The Bureau of Labor Statistics keeps statistics on the labor force participation rate, the ratio of the total workforce to total employment-age Americans. Since the economic crisis, the participation rate has dropped from 66.4% to 63.4%.
As Emily Hulsey at the IJ Review writes:
The New York Times reported that the shift could, more specifically, be due to “the rise in the number of workers on disability.” Today, a record 8.7 million Americans receive disability benefits – that more than the population of New York City. However, the most disturbing aspect, as well as the most volatile variable, of this is the unprecedented number of young adults who are giving up on work and signing up for government assistance.
Surprisingly, this news is not due to the lack of jobs; rather, both Baby Boomers and Millennials are experiencing a skills gap. That is, the skills that employers demand do not match the skills that today’s unemployed possess. For example, in their job searches, many college graduates are encountering entry-level jobs that require only a high school diploma. A large number of Baby Boomers cannot find jobs in their respective fields, and employers consider them too close to retirement to invest in much training and education.
The drop in the labor force is being driven by more than demographic shifts. There are deeper problems at work in the economy. It's more than just a structural skills mismatch, though.
A record number of Americans have claimed federal disability payments. It's not necessarily because of fraud - a study found that fraudulence isn't particularly correlated with the business cycle - but that a struggling economy causes some people who might be otherwise employable to file for disability. There are two troubling aspects here: the federal disability program is expensive, and once a worker goes on disability, they're unlikely to re-enter the workforce. The Wall Street Journal explains:
Federal disability rules allow workers to get benefits only if they have an “impairment” that prevents them from working. But Mr. Rothstein notes that the ability to work isn’t necessarily independent of the labor market.
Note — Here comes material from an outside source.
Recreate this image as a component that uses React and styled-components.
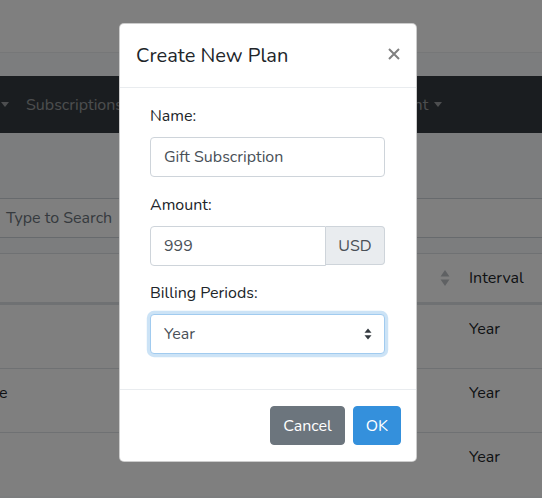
import React from "react";
import styled, { createGlobalStyle } from "styled-components";

const Global = createGlobalStyle`
  html, body { margin: 0; padding: 0; }
  body {
    font-family: Nunito, Lato, "Noto Sans", sans-serif;
    font-size: 16px;
    color: #212529;
    background: #f8fafc;
    overflow: hidden;
  }
  * { box-sizing: border-box; }
`;

const Page = styled.div`
  width: 542px;
  height: 498px;
  position: relative;
  overflow: hidden;
  background: #f8fafc;
`;

const TopBar = styled.div`
  height: 53px;
  background: #ffffff;
  border-bottom: 1px solid #eceef0;
`;

const DarkNav = styled.nav`
  margin-top: 23px;
  height: 57px;
  background: #343a40;
  display: flex;
  align-items: center;
  color: rgba(255, 255, 255, 0.5);
  font-size: 16px;
`;

const NavItem = styled.span`
  display: flex;
  align-items: center;
  gap: 6px;
  margin-left: ${(p) => p.$ml || 0}px;
  white-space: nowrap;
`;

const Caret = styled.span`
  width: 0;
  height: 0;
  border-left: 4.5px solid transparent;
  border-right: 4.5px solid transparent;
  border-top: 5px solid rgba(255, 255, 255, 0.5);
  display: inline-block;
`;

const Content = styled.div`
  padding-top: 65px;
`;

const SearchBox = styled.div`
  height: 40px;
  border-top: 1px solid #ced4da;
  border-bottom: 1px solid #ced4da;
  background: #fff;
  display: flex;
  align-items: center;
  padding-left: 6px;
  color: #6c757d;
  font-size: 16px;
`;

const Table = styled.div`
  margin-top: 15px;
  background: #fff;
`;

const Row = styled.div`
  display: grid;
  grid-template-columns: 1fr 90px 73px;
  height: ${(p) => p.$h}px;
  border-top: 1px solid #dee2e6;
  border-bottom: ${(p) => (p.$head ? "2px solid #dee2e6" : "none")};
  align-items: center;
`;

const Cell = styled.div`
  display: flex;
  align-items: center;
  justify-content: ${(p) => (p.$end ? "flex-end" : "flex-start")};
  padding-right: ${(p) => (p.$end ? 19 : 0)}px;
  margin-left: ${(p) => p.$ml || 0}px;
  margin-top: ${(p) => p.$mt || 0}px;
  white-space: nowrap;
  overflow: visible;
  align-self: ${(p) => (p.$top ? "start" : "center")};
`;

const Overlay = styled.div`
  position: absolute;
  inset: 0;
  background: rgba(0, 0, 0, 0.5);
`;

const Modal = styled.div`
  position: absolute;
  top: 23px;
  left: 119px;
  width: 298px;
  background: #fff;
  border: 1px solid rgba(0, 0, 0, 0.2);
  border-radius: 5px;
  display: flex;
  flex-direction: column;
`;

const Header = styled.div`
  display: flex;
  align-items: center;
  justify-content: space-between;
  padding: 16px 14px 16px 16px;
  border-bottom: 1px solid #e9ecef;
  height: 64px;
`;

const Title = styled.h5`
  margin: 0;
  font-size: 20px;
  font-weight: 400;
  line-height: 30px;
  color: #212529;
`;

const Close = styled.button`
  border: 0;
  background: none;
  padding: 0;
  width: 16px;
  height: 16px;
  display: flex;
  align-items: center;
  justify-content: center;
  margin-top: -4px;
  cursor: pointer;
`;

const Body = styled.div`
  padding: 16px 31px 20px 30px;
`;

const Group = styled.div`
  margin-bottom: ${(p) => (p.$last ? 0 : 16)}px;
`;

const Label = styled.label`
  display: block;
  line-height: 24px;
  margin-bottom: 9px;
  font-size: 16px;
  color: #212529;
`;

const Input = styled.div`
  height: 40px;
  border: 1px solid #ced4da;
  border-radius: ${(p) => (p.$joined ? "4px 0 0 4px" : "4px")};
  display: flex;
  align-items: center;
  padding: 0 13px;
  color: #495057;
  font-size: 16px;
  flex: 1;
  background: #fff;
`;

const InputGroup = styled.div`
  display: flex;
  height: 39px;
`;

const Addon = styled.div`
  width: 59px;
  border: 1px solid #ced4da;
  border-left: 0;
  border-radius: 0 4px 4px 0;
  background: #e9ecef;
  display: flex;
  align-items: center;
  justify-content: center;
  color: #495057;
  font-size: 16px;
`;

const Select = styled.div`
  height: 40px;
  border: 1px solid #a1cbef;
  border-radius: 4px;
  box-shadow: 0 0 0 3.2px rgba(52, 144, 220, 0.25);
  display: flex;
  align-items: center;
  justify-content: space-between;
  padding: 0 12px 0 13px;
  color: #495057;
  font-size: 16px;
  background: #fff;
`;

const Footer = styled.div`
  border-top: 1px solid #e9ecef;
  padding: 12px 11px 12px 12px;
  display: flex;
  justify-content: flex-end;
  margin-top: 15px;
`;

const Button = styled.button`
  margin: 4px;
  height: 39px;
  border-radius: 4px;
  border: 1px solid ${(p) => p.$bg};
  background: ${(p) => p.$bg};
  color: #fff;
  font-family: inherit;
  font-size: 16px;
  padding: 0 ${(p) => p.$px}px;
`;

const SortIcon = () => (
  <svg width="10" height="18" viewBox="0 0 10 18">
    <path d="M5 1 L9.5 7.5 H0.5 Z" fill="#bfc3c7" />
    <path d="M5 17 L9.5 10.5 H0.5 Z" fill="#bfc3c7" />
  </svg>
);

const SelectArrows = () => (
  <svg width="8" height="12" viewBox="0 0 8 12">
    <path d="M4 0.5 L7.5 4.8 H0.5 Z" fill="#343a40" />
    <path d="M4 11.5 L7.5 7.2 H0.5 Z" fill="#343a40" />
  </svg>
);

const CloseIcon = () => (
  <svg width="12" height="12" viewBox="0 0 12 12">
    <path d="M1 1 L11 11 M11 1 L1 11" stroke="#808080" strokeWidth="2" strokeLinecap="butt" />
  </svg>
);

export default function App() {
  return (
    <Page>
      <Global />
      <TopBar />
      <DarkNav>
        <NavItem $ml={1}>
          <Caret />
        </NavItem>
        <NavItem $ml={17}>Subscriptions</NavItem>
        <NavItem $ml={242}>
          Payment <Caret />
        </NavItem>
      </DarkNav>
      <Content>
        <SearchBox>Type to Search</SearchBox>
        <Table>
          <Row $head $h={51}>
            <Cell />
            <Cell $end>
              <SortIcon />
            </Cell>
            <Cell>Interval</Cell>
          </Row>
          <Row $h={64}>
            <Cell />
            <Cell />
            <Cell $top $mt={13}>Year</Cell>
          </Row>
          <Row $h={64}>
            <Cell $top $mt={13} $ml={-1}>e</Cell>
            <Cell />
            <Cell $top $mt={13}>Year</Cell>
          </Row>
          <Row $h={64}>
            <Cell />
            <Cell />
            <Cell $top $mt={13}>Year</Cell>
          </Row>
        </Table>
      </Content>
      <Overlay />
      <Modal>
        <Header>
          <Title>Create New Plan</Title>
          <Close aria-label="Close">
            <CloseIcon />
          </Close>
        </Header>
        <Body>
          <Group>
            <Label>Name:</Label>
            <Input>Gift Subscription</Input>
          </Group>
          <Group>
            <Label>Amount:</Label>
            <InputGroup>
              <Input $joined>999</Input>
              <Addon>USD</Addon>
            </InputGroup>
          </Group>
          <Group $last>
            <Label>Billing Periods:</Label>
            <Select>
              <span>Year</span>
              <SelectArrows />
            </Select>
          </Group>
        </Body>
        <Footer>
          <Button $bg="#6c757d" $px={12}>Cancel</Button>
          <Button $bg="#3490dc" $px={12}>OK</Button>
        </Footer>
      </Modal>
    </Page>
  );
}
A construction worker who hurts his back, for example, might be able to get a desk job during good economic times; when unemployment is high, however, making such a career switch could be much harder. Moreover, companies are much more likely to make accommodations for existing workers who become disabled than to hire a disabled worker — so a person with a disability who loses a job might well struggle to find a new one.
Mr. Rothstein says his findings suggest that “really what’s going on is that there are people who are disabled who may in good markets be able to get jobs but in difficult market can’t.”
Just because people aren’t cheating the system doesn’t mean the rise in the disability rolls isn’t a concern. Economic research has found that the disability system is mostly a one-way street: Once people start receiving benefits, they rarely go back to work.
So while the economy has looked resilient this summer, it's not the case that there's nothing to worry about or that a skyrocketing recovery is right around the corner. There are long-term factors at play here - some of them structural - that mean we are a very long way away from full employment.